● STATED GOAL
Locate all lines with the word "React" and copy them out.

================================

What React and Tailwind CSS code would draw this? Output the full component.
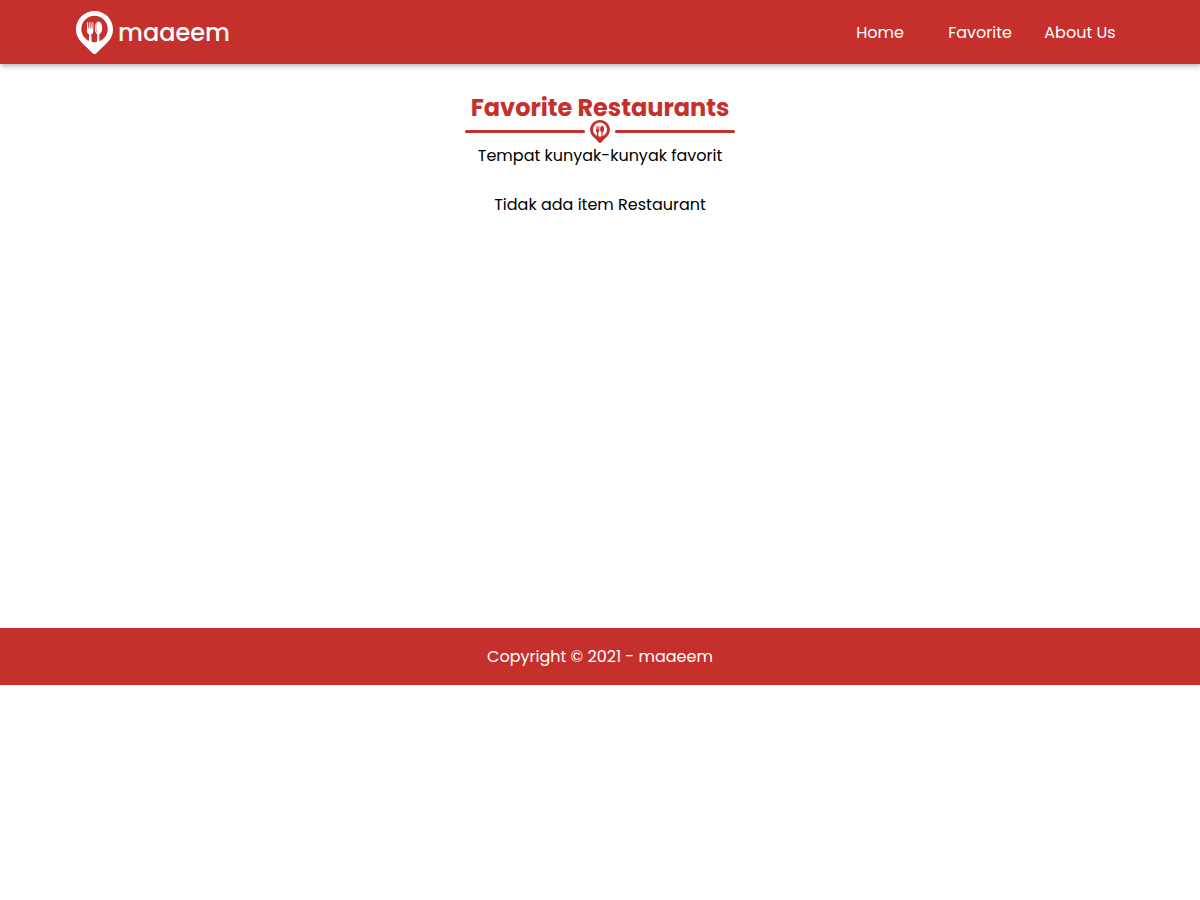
import React from "react";

const links = ["Home", "Favorite", "About Us"];

function PinLogo({ className }) {
  return (
    <svg viewBox="0 0 37 43" className={className} fill="currentColor" aria-hidden="true">
      <path
        fillRule="evenodd"
        d="M18.500 0C8.300 0 0 8.200 0 18.400c0 5.300 2.200 9.500 5.700 13.100 3.300 3.400 7.300 7.300 11.300 10.900.9.800 2.100.8 3 0 4-3.600 8-7.500 11.300-10.900 3.500-3.600 5.700-7.800 5.700-13.100C37 8.200 28.700 0 18.500 0Zm0 4.800a13.200 13.200 0 0 1 0 26.400a13.200 13.200 0 0 1 0-26.400Z"
      />
      <path d="M11 11.200h.9l.2 6.300h.6l.2-6.300h.8l.2 6.300h.6l.2-6.300h.8l.2 6.300h.6l.2-6.300h.8v8.600c0 2-.8 3.200-2.100 3.600l.6 8.200h-3.100l.5-8.200c-1.300-.4-2.200-1.600-2.200-3.600Z" />
      <path d="M22.600 10.600c2.100 0 3.600 2.800 3.600 6.400 0 3.200-1.100 5.400-2.900 6.200l.2 8.400h-2.700l.5-8.400c-1.500-.8-2.500-3-2.500-6.200 0-3.600 1.700-6.400 3.800-6.400Z" />
      <path
        d="M20.600 12.500c-1.100 2.500-1.100 5.300.6 8.700"
        fill="none"
        className="stroke-[#c5302c]"
        strokeWidth=".5"
        strokeLinecap="round"
      />
    </svg>
  );
}

export default function App() {
  return (
    <div className="bg-white font-['Poppins','Inter',sans-serif] text-base leading-[25px] text-black">
      <header className="relative flex h-16 items-center justify-between bg-[#c5302c] px-[70px] text-white shadow-[1px_2px_5px_rgba(0,0,0,0.3)]">
        <a href="#" className="flex items-center gap-[5px] pl-1.5">
          <PinLogo className="h-[43px] w-[37px]" />
          <span className="pt-0.5 text-2xl leading-9 font-medium">maaeem</span>
        </a>
        <nav>
          <ul className="flex">
            {links.map((label) => (
              <li key={label} className="w-[100px] text-center">
                <a href="#">{label}</a>
              </li>
            ))}
          </ul>
        </nav>
      </header>

      <main className="flex min-h-[564px] flex-col items-center pt-7 text-center">
        <h1 className="h-7 text-2xl leading-8 font-bold text-[#c5302c]">Favorite Restaurants</h1>
        <div className="flex items-center justify-center gap-[5px] text-[#c5302c]">
          <span className="h-[3px] w-[120px] rounded-full bg-[#c5302c]" />
          <PinLogo className="h-[23px] w-5" />
          <span className="h-[3px] w-[120px] rounded-full bg-[#c5302c]" />
        </div>
        <p>Tempat kunyak-kunyak favorit</p>
        <p className="pt-6">Tidak ada item Restaurant</p>
      </main>

      <footer className="bg-[#c5302c] py-4 text-center text-white">
        <p>Copyright © 2021 - maaeem</p>
      </footer>
    </div>
  );
}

================================

● OUTPUT OF THE EXERCISE
What React and Tailwind CSS code would draw this? Output the full component.
import React from "react";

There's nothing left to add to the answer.